▶ [AVAILABLE DATA]:

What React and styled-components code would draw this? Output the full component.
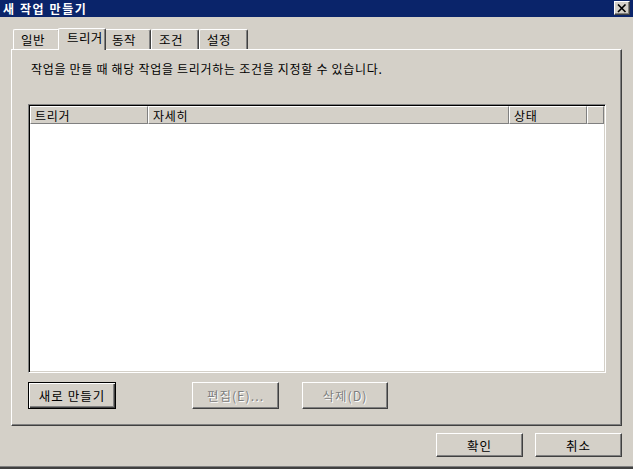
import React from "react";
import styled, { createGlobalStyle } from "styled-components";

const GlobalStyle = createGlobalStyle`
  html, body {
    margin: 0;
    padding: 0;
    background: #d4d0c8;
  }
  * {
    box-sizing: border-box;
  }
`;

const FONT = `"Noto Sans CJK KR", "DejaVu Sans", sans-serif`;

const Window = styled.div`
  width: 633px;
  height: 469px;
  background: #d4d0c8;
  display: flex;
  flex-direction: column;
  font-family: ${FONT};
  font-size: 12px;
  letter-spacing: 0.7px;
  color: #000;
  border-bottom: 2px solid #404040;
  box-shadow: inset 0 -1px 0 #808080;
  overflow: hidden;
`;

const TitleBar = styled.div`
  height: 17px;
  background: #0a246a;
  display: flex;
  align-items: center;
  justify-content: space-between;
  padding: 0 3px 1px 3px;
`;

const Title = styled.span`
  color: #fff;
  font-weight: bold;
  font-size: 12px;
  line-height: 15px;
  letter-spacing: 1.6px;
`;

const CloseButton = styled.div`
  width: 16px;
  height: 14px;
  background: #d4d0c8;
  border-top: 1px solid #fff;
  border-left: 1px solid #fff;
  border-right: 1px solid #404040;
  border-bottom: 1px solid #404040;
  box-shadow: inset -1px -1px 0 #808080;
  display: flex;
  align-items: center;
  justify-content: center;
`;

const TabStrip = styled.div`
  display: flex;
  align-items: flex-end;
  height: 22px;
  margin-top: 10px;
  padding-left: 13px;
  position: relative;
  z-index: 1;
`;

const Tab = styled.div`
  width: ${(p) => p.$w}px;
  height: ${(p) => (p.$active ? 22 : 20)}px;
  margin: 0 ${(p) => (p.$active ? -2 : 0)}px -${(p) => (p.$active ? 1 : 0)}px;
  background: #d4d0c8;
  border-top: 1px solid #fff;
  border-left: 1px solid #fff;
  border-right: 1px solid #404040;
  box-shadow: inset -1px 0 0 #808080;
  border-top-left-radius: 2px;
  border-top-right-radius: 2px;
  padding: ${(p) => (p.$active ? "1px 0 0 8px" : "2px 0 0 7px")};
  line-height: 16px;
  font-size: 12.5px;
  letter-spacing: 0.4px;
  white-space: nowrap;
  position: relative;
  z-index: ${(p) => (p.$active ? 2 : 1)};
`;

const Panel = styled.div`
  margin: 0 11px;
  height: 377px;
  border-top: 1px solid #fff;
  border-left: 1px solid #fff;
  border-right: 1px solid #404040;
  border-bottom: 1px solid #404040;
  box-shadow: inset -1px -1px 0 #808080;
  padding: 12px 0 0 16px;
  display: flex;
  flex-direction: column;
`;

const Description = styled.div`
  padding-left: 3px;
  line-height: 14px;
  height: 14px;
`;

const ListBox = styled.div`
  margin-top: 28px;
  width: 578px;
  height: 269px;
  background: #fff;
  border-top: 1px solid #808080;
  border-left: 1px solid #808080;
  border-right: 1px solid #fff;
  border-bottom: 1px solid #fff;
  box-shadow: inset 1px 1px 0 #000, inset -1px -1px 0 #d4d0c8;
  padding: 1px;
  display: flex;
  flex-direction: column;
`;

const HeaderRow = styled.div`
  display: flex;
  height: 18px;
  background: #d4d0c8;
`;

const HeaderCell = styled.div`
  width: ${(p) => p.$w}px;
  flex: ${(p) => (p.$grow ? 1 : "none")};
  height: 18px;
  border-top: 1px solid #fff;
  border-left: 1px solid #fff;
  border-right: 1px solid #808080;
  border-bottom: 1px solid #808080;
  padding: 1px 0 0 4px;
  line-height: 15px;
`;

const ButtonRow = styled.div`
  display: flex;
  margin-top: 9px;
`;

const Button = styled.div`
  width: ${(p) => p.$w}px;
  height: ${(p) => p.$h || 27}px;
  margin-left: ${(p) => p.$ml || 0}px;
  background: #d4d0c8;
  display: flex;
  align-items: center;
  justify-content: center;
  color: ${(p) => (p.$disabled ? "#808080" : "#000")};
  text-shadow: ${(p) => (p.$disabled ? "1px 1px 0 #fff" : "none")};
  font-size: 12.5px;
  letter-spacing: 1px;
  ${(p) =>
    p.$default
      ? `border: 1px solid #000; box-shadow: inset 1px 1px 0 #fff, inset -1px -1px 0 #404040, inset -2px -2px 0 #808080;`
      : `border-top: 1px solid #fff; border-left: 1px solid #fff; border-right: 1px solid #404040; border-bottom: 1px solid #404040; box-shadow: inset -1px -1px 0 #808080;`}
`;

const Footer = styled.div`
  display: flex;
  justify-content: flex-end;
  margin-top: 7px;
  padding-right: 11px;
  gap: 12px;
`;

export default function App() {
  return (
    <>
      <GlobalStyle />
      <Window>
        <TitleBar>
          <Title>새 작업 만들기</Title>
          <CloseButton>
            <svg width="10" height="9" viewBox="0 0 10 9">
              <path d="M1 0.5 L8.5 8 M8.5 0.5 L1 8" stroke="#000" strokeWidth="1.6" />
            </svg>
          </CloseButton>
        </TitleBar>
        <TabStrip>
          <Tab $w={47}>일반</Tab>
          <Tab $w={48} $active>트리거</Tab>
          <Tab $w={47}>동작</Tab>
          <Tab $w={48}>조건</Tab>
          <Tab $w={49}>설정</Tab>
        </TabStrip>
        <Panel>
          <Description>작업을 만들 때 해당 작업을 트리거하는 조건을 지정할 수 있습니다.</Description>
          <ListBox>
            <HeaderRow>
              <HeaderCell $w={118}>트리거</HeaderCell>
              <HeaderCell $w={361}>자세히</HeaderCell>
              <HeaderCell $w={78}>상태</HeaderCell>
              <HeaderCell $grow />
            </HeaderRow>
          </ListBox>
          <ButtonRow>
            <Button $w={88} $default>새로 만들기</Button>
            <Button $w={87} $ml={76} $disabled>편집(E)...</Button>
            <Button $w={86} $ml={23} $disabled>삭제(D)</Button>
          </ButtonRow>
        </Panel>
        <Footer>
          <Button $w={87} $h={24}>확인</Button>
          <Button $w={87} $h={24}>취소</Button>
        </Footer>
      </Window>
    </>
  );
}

▶ [PROBLEM REQUIREMENTS]: Exclude every picture and copy the remaining data exactly.

▶ [EXERCISE RESPONSE]:
What React and styled-components code would draw this? Output the full component.
import React from "react";
import styled, { createGlobalStyle } from "styled-components";

const GlobalStyle = createGlobalStyle`
  html, body {
    margin: 0;
    padding: 0;
    background: #d4d0c8;
  }
  * {
    box-sizing: border-box;
  }
`;

const FONT = `"Noto Sans CJK KR", "DejaVu Sans", sans-serif`;

const Window = styled.div`
  width: 633px;
  height: 469px;
  background: #d4d0c8;
  display: flex;
  flex-direction: column;
  font-family: ${FONT};
  font-size: 12px;
  letter-spacing: 0.7px;
  color: #000;
  border-bottom: 2px solid #404040;
  box-shadow: inset 0 -1px 0 #808080;
  overflow: hidden;
`;

const TitleBar = styled.div`
  height: 17px;
  background: #0a246a;
  display: flex;
  align-items: center;
  justify-content: space-between;
  padding: 0 3px 1px 3px;
`;

const Title = styled.span`
  color: #fff;
  font-weight: bold;
  font-size: 12px;
  line-height: 15px;
  letter-spacing: 1.6px;
`;

const CloseButton = styled.div`
  width: 16px;
  height: 14px;
  background: #d4d0c8;
  border-top: 1px solid #fff;
  border-left: 1px solid #fff;
  border-right: 1px solid #404040;
  border-bottom: 1px solid #404040;
  box-shadow: inset -1px -1px 0 #808080;
  display: flex;
  align-items: center;
  justify-content: center;
`;

const TabStrip = styled.div`
  display: flex;
  align-items: flex-end;
  height: 22px;
  margin-top: 10px;
  padding-left: 13px;
  position: relative;
  z-index: 1;
`;

const Tab = styled.div`
  width: ${(p) => p.$w}px;
  height: ${(p) => (p.$active ? 22 : 20)}px;
  margin: 0 ${(p) => (p.$active ? -2 : 0)}px -${(p) => (p.$active ? 1 : 0)}px;
  background: #d4d0c8;
  border-top: 1px solid #fff;
  border-left: 1px solid #fff;
  border-right: 1px solid #404040;
  box-shadow: inset -1px 0 0 #808080;
  border-top-left-radius: 2px;
  border-top-right-radius: 2px;
  padding: ${(p) => (p.$active ? "1px 0 0 8px" : "2px 0 0 7px")};
  line-height: 16px;
  font-size: 12.5px;
  letter-spacing: 0.4px;
  white-space: nowrap;
  position: relative;
  z-index: ${(p) => (p.$active ? 2 : 1)};
`;

const Panel = styled.div`
  margin: 0 11px;
  height: 377px;
  border-top: 1px solid #fff;
  border-left: 1px solid #fff;
  border-right: 1px solid #404040;
  border-bottom: 1px solid #404040;
  box-shadow: inset -1px -1px 0 #808080;
  padding: 12px 0 0 16px;
  display: flex;
  flex-direction: column;
`;

const Description = styled.div`
  padding-left: 3px;
  line-height: 14px;
  height: 14px;
`;

const ListBox = styled.div`
  margin-top: 28px;
  width: 578px;
  height: 269px;
  background: #fff;
  border-top: 1px solid #808080;
  border-left: 1px solid #808080;
  border-right: 1px solid #fff;
  border-bottom: 1px solid #fff;
  box-shadow: inset 1px 1px 0 #000, inset -1px -1px 0 #d4d0c8;
  padding: 1px;
  display: flex;
  flex-direction: column;
`;

const HeaderRow = styled.div`
  display: flex;
  height: 18px;
  background: #d4d0c8;
`;

const HeaderCell = styled.div`
  width: ${(p) => p.$w}px;
  flex: ${(p) => (p.$grow ? 1 : "none")};
  height: 18px;
  border-top: 1px solid #fff;
  border-left: 1px solid #fff;
  border-right: 1px solid #808080;
  border-bottom: 1px solid #808080;
  padding: 1px 0 0 4px;
  line-height: 15px;
`;

const ButtonRow = styled.div`
  display: flex;
  margin-top: 9px;
`;

const Button = styled.div`
  width: ${(p) => p.$w}px;
  height: ${(p) => p.$h || 27}px;
  margin-left: ${(p) => p.$ml || 0}px;
  background: #d4d0c8;
  display: flex;
  align-items: center;
  justify-content: center;
  color: ${(p) => (p.$disabled ? "#808080" : "#000")};
  text-shadow: ${(p) => (p.$disabled ? "1px 1px 0 #fff" : "none")};
  font-size: 12.5px;
  letter-spacing: 1px;
  ${(p) =>
    p.$default
      ? `border: 1px solid #000; box-shadow: inset 1px 1px 0 #fff, inset -1px -1px 0 #404040, inset -2px -2px 0 #808080;`
      : `border-top: 1px solid #fff; border-left: 1px solid #fff; border-right: 1px solid #404040; border-bottom: 1px solid #404040; box-shadow: inset -1px -1px 0 #808080;`}
`;

const Footer = styled.div`
  display: flex;
  justify-content: flex-end;
  margin-top: 7px;
  padding-right: 11px;
  gap: 12px;
`;

export default function App() {
  return (
    <>
      <GlobalStyle />
      <Window>
        <TitleBar>
          <Title>새 작업 만들기</Title>
          <CloseButton>
            <svg width="10" height="9" viewBox="0 0 10 9">
              <path d="M1 0.5 L8.5 8 M8.5 0.5 L1 8" stroke="#000" strokeWidth="1.6" />
            </svg>
          </CloseButton>
        </TitleBar>
        <TabStrip>
          <Tab $w={47}>일반</Tab>
          <Tab $w={48} $active>트리거</Tab>
          <Tab $w={47}>동작</Tab>
          <Tab $w={48}>조건</Tab>
          <Tab $w={49}>설정</Tab>
        </TabStrip>
        <Panel>
          <Description>작업을 만들 때 해당 작업을 트리거하는 조건을 지정할 수 있습니다.</Description>
          <ListBox>
            <HeaderRow>
              <HeaderCell $w={118}>트리거</HeaderCell>
              <HeaderCell $w={361}>자세히</HeaderCell>
              <HeaderCell $w={78}>상태</HeaderCell>
              <HeaderCell $grow />
            </HeaderRow>
          </ListBox>
          <ButtonRow>
            <Button $w={88} $default>새로 만들기</Button>
            <Button $w={87} $ml={76} $disabled>편집(E)...</Button>
            <Button $w={86} $ml={23} $disabled>삭제(D)</Button>
          </ButtonRow>
        </Panel>
        <Footer>
          <Button $w={87} $h={24}>확인</Button>
          <Button $w={87} $h={24}>취소</Button>
        </Footer>
      </Window>
    </>
  );
}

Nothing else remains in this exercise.